Lots of grist for commentary, but the bit I zeroed in on was the author's first mp3 player, the Diamond Rio PMP300. 32 megabytes of storage, capable of holding 12 songs ripped at 128kbps. That woulda been a toy for the quintessential early adopter.

My first such player was a 2001 model, the Archos 6000 6GB 'jukebox.' Bought it in anticipation of an autumn European vacation. All that summer I cherry-picked songs to fill the player's advertised 1500-song capacity...while knowing nothing of bit rates and their respective sound quality.

After painstakingly choosing and ripping the perfect 1500, I was in for three disappointments. First, the capacity turned out to be closer to 1200, given some of the longer tunes and classical pieces I favored. Second, the sound quality was crap. And third, crucially...I had no knowledge at the time of noise-reduction headphones. My 12-hour flight featured perfectly vetted music that had been reduced to vaguely tuneful white noise.

Much of this was forgotten about during the course of the trip, which took place in early October of 2001, a noteworthy time for air travel and overseas attitudes about Americans.
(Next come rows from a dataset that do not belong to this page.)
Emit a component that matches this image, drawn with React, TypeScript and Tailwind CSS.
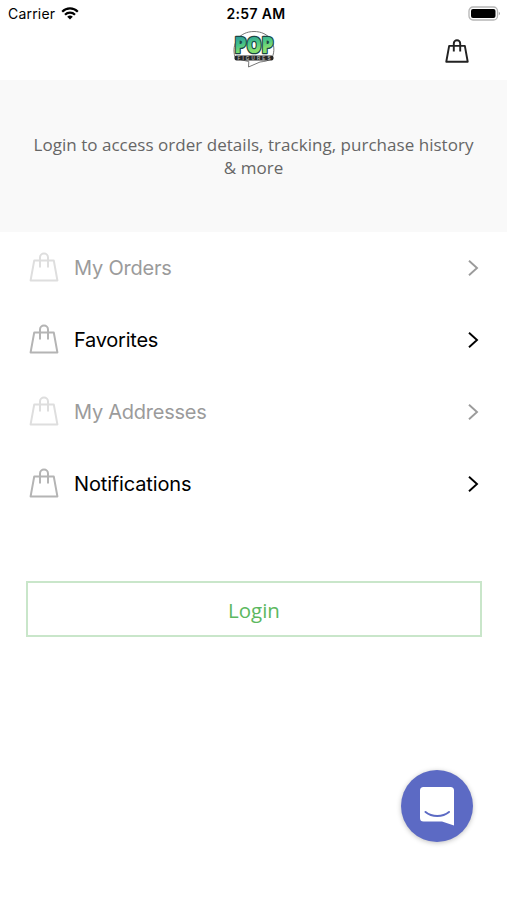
import clsx from 'clsx';

type MenuItem = {
  label: string;
  disabled?: boolean;
  textClass: string;
};

const MENU_ITEMS: MenuItem[] = [
  { label: 'My Orders', disabled: true, textClass: 'tracking-[-0.2px]' },
  { label: 'Favorites', textClass: 'tracking-[-0.25px]' },
  { label: 'My Addresses', disabled: true, textClass: 'tracking-[-0.25px]' },
  { label: 'Notifications', textClass: 'tracking-[-0.15px]' },
];

function BagIcon({ className, strokeWidth = 2 }: { className?: string; strokeWidth?: number }) {
  return (
    <svg viewBox="0 0 30 30" fill="none" stroke="currentColor" strokeWidth={strokeWidth} strokeLinejoin="round" className={className}>
      <path d="M5.2 8.6h19.6L28.4 28.4H1.6z" />
      <path d="M11 15.5V5.6a4 4 0 0 1 8 0v9.9" />
    </svg>
  );
}

function ChevronIcon({ className }: { className?: string }) {
  return (
    <svg viewBox="0 0 12 18" fill="none" stroke="currentColor" strokeWidth="1.9" className={className}>
      <path d="M2 1.8l8 7.2-8 7.2" />
    </svg>
  );
}

function WifiIcon() {
  return (
    <svg viewBox="0 0 18 13" className="ml-1.5 -mt-0.5 h-[13px] w-[18px]" fill="none" stroke="#000" strokeWidth="2.2">
      <path d="M1.2 4.7a11 11 0 0 1 15.6 0" />
      <path d="M4 7.7a7 7 0 0 1 10 0" />
      <path d="M9 12.6L6.2 9.8a4 4 0 0 1 5.6 0z" fill="#000" stroke="none" />
    </svg>
  );
}

function BatteryIcon() {
  return (
    <svg viewBox="0 0 34 16" className="h-4 w-[34px]">
      <rect x="1" y="1" width="28.5" height="13" rx="4" fill="#fff" stroke="#b5b5b5" strokeWidth="1.3" />
      <rect x="3" y="3" width="24.5" height="9" rx="2" fill="#000" />
      <path d="M30.8 5.8c1.5.5 1.5 3 0 3.5z" fill="#a0a0a0" />
    </svg>
  );
}

function Logo() {
  return (
    <svg viewBox="0 0 44 38" className="h-[38px] w-11 overflow-visible">
      <defs>
        <linearGradient id="pop" x1="0" y1="0" x2="0.25" y2="1">
          <stop offset="0.3" stopColor="#2f9f98" />
          <stop offset="0.55" stopColor="#49c487" />
          <stop offset="0.8" stopColor="#84de70" />
        </linearGradient>
      </defs>
      <path d="M3 27C-1 14 7 1.5 22 1.5S46 14 40 28c-3 3-8 3.500-12 4L16.5 37l.3-5.500C12 30.500 7 29.500 3 27z" fill="#fff" stroke="#777" strokeWidth="1" />
      <text
        x="22"
        y="22.5"
        textAnchor="middle"
        fontSize="22"
        fontWeight="800"
        fontFamily="'Open Sans', 'Noto Sans', sans-serif"
        textLength="39"
        lengthAdjust="spacingAndGlyphs"
        fill="url(#pop)"
        stroke="#1c4643"
        strokeWidth="2.6"
        strokeLinejoin="round"
        paintOrder="stroke"
      >
        POP
      </text>
      <rect x="2.5" y="25.5" width="39" height="5" rx="2" fill="#262626" />
      <text x="22" y="29.6" textAnchor="middle" fontSize="4.5" fontWeight="700" fontFamily="'Liberation Sans', sans-serif" textLength="33" fill="#b4b4b4">FIGURES</text>
    </svg>
  );
}

function StatusBar() {
  return (
    <div className="grid h-7 grid-cols-3 items-center pl-2 pr-[5px] text-black">
      <div className="flex items-center text-[14px] tracking-[0.2px]">
        <span className="-mt-0.5">Carrier</span>
        <WifiIcon />
      </div>
      <div className="-mt-0.5 pl-0.5 text-center text-[14px] font-semibold tracking-[0.35px]">2:57 AM</div>
      <div className="flex justify-end">
        <BatteryIcon />
      </div>
    </div>
  );
}

function MenuRow({ item }: { item: MenuItem }) {
  return (
    <li className={clsx('flex h-[72px] items-center pl-[29px] pr-7', item.disabled ? 'text-[#9b9b9b]' : 'text-black')}>
      <BagIcon className={clsx('mb-0.5 size-[30px]', item.disabled ? 'text-[#dedede]' : 'text-[#b4b4b4]')} />
      <span className={clsx('ml-[15px] flex-1 text-[20px]', item.textClass)}>{item.label}</span>
      <ChevronIcon className="h-[18px] w-3" />
    </li>
  );
}

function ChatButton() {
  return (
    <button className="absolute left-[401px] top-[770px] flex size-[72px] items-center justify-center rounded-full bg-[#5c6ac4] shadow-[0_1px_5px_rgba(0,0,0,0.25)]">
      <svg viewBox="0 0 36 40" className="h-10 w-9">
        <path d="M4.5 1h27A3.5 3.5 0 0 1 35 4.5v35l-12-4H4.5A3.5 3.5 0 0 1 1 32V4.5A3.5 3.5 0 0 1 4.5 1z" fill="#fff" />
        <path d="M6.5 26c6.500 5.300 17 5.300 23.500 0" fill="none" stroke="#5c6ac4" strokeWidth="2" strokeLinecap="round" />
      </svg>
    </button>
  );
}

export default function App() {
  return (
    <div className="relative h-[900px] w-[507px] overflow-hidden bg-white font-['Inter',sans-serif]">
      <StatusBar />
      <header className="grid h-[52px] grid-cols-3 items-start">
        <div className="col-start-2 flex justify-center pt-0.5">
          <Logo />
        </div>
        <div className="flex justify-end pr-[38px] pt-[11px]">
          <BagIcon className="size-6 text-[#222]" strokeWidth={2.4} />
        </div>
      </header>

      <section className="h-[152px] bg-[#f9f9f9] px-6 pt-[53px] text-center font-['Open_Sans',sans-serif] text-[17px] leading-[23px] tracking-[0.03px] text-[#666]">
        Login to access order details, tracking, purchase history
        <br />
        &amp; more
      </section>

      <ul>
        {MENU_ITEMS.map((item) => (
          <MenuRow key={item.label} item={item} />
        ))}
      </ul>

      <button className="ml-[26px] mt-[61px] flex h-14 w-[456px] items-center justify-center border-2 border-[#c9e6ca] pt-0.5 font-['Open_Sans',sans-serif] text-[20.5px] text-[#5cb860]">
        Login
      </button>

      <ChatButton />
    </div>
  );
}
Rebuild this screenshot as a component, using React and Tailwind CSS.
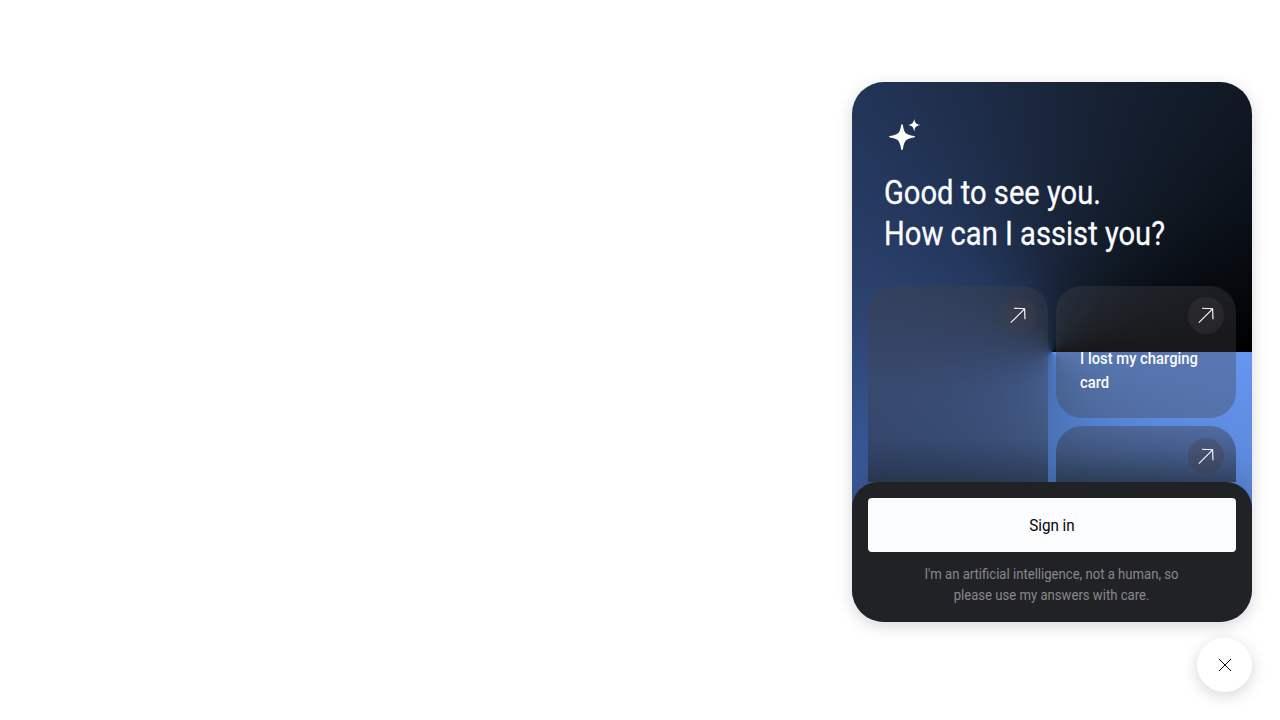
import React from "react";

const Arrow = () => (
  <span className="flex h-[36.5px] w-[36.5px] items-center justify-center rounded-full bg-[rgba(66,62,68,0.35)]">
    <svg width="18" height="18" viewBox="0 0 18 18" fill="none" stroke="#fbfcff" strokeWidth="1.15">
      <path d="M1.8 16.7L15.6 2.9M5 2.2L15.6 2.7L16 13.3" />
    </svg>
  </span>
);

const Card = ({ className = "", children }) => (
  <div
    className={`flex flex-col rounded-[26px] bg-[rgba(66,66,72,0.365)] p-3 pt-[11.5px] ${className}`}
  >
    <div className="flex justify-end">
      <Arrow />
    </div>
    {children}
  </div>
);

export default function App() {
  return (
    <div className="flex h-screen flex-col items-end overflow-hidden bg-white pr-7 pt-[82px] font-['Roboto',sans-serif]">
      <div className="flex h-[540px] w-[400px] flex-col overflow-hidden rounded-[32px] bg-[conic-gradient(from_90deg,#6696f0_0deg,#5a86d8_40deg,#4a73b8_90deg,#375795_150deg,#2d4472_190deg,#23365a_230deg,#19253a_270deg,#0f1722_310deg,#000_360deg)] shadow-[0_4px_16px_rgba(0,0,0,0.16)]">
        <div className="flex h-[400px] shrink-0 flex-col overflow-hidden">
          <header className="h-[203.5px] shrink-0 px-8 pt-8">
            <svg className="ml-[5px] mt-[5px]" width="32" height="32" viewBox="0 0 32 32" fill="#fff">
              <path d="M13 5Q13.6 5 14 7C15.4 14.200 16.600 15.600 25 17Q27.300 17.700 25 18.400C16.600 20 15.400 21.300 14 29.500Q13.600 31.200 13 31.200Q12.400 31.200 12 29.500C10.600 21.300 9.400 20 1 18.400Q-1 17.700 1 17C9.400 15.600 10.600 14.200 12 7Q12.400 5 13 5Z" />
              <path d="M25.200 0C26.200 4.300 26.900 5 31.500 6C26.900 7 26.200 7.800 25.200 12.400C24.200 7.800 23.500 7 18.900 6C23.500 5 24.200 4.300 25.200 0Z" />
            </svg>
            <h1 className="mt-[21px] w-max origin-left scale-x-[0.883] text-[33px] leading-[41px] text-[#fbfcff] [-webkit-text-stroke:0.3px_#fbfcff]">
              Good to see you.
              <br />
              How can I assist you?
            </h1>
          </header>
          <div className="flex gap-2 px-4">
            <Card className="h-[273px] w-[180px] bg-linear-to-b from-transparent from-38% via-[rgba(24,32,46,0.14)] via-56% to-[rgba(24,32,46,0.5)] to-73%" />
            <div className="flex w-[180px] flex-col gap-2">
              <Card className="h-[132.500px]">
                <p className="mt-[13px] w-max origin-left scale-x-[0.925] pl-[13px] text-[16px] font-medium leading-6 text-[#fbfcff]">
                  I lost my charging
                  <br />
                  card
                </p>
              </Card>
              <Card className="h-[132px] bg-linear-to-b from-[rgba(24,32,46,0.06)] from-0% via-[rgba(24,32,46,0.22)] via-20% to-[rgba(24,32,46,0.5)] to-43%" />
            </div>
          </div>
        </div>
        <footer className="flex flex-1 flex-col items-center rounded-t-[26px] bg-[#212225] px-4 pt-[15.5px] shadow-[0_-4px_32px_rgba(33,34,37,0.25)]">
          <button className="flex h-[54px] w-full items-center justify-center rounded-[4px] bg-[#fbfcff] pt-[2px] text-[16px] text-[#010205]">
            <span className="scale-x-[0.95]">Sign in</span>
          </button>
          <p className="mt-[12.5px] w-max scale-x-[0.937] text-center text-[14px] leading-[21px] text-[#88898c]">
            I'm an artificial intelligence, not a human, so
            <br />
            please use my answers with care.
          </p>
        </footer>
      </div>
      <button className="mt-4 flex h-[54px] w-[55px] items-center justify-center rounded-full bg-white shadow-[0_4px_16px_rgba(0,0,0,0.16)]">
        <svg width="14" height="14" viewBox="0 0 14 14" stroke="#010205" strokeWidth="1" fill="none">
          <path d="M1 1L13 13M13 1L1 13" />
        </svg>
      </button>
    </div>
  );
}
Two snapshots: descending into a Paris Métro station and seeing a just-disembarked passenger aim a laser pointer squarely at my forehead, and walking alone on a quiet London street while three people directly across applauded me. Until then I had no idea I looked so 'American.'

And my first ripping misadventure? Written off (and subsequently not restarted for three years). I assuaged my disappointment with an armload purchase at Tower Records Piccadilly, the finest record store I ever visited.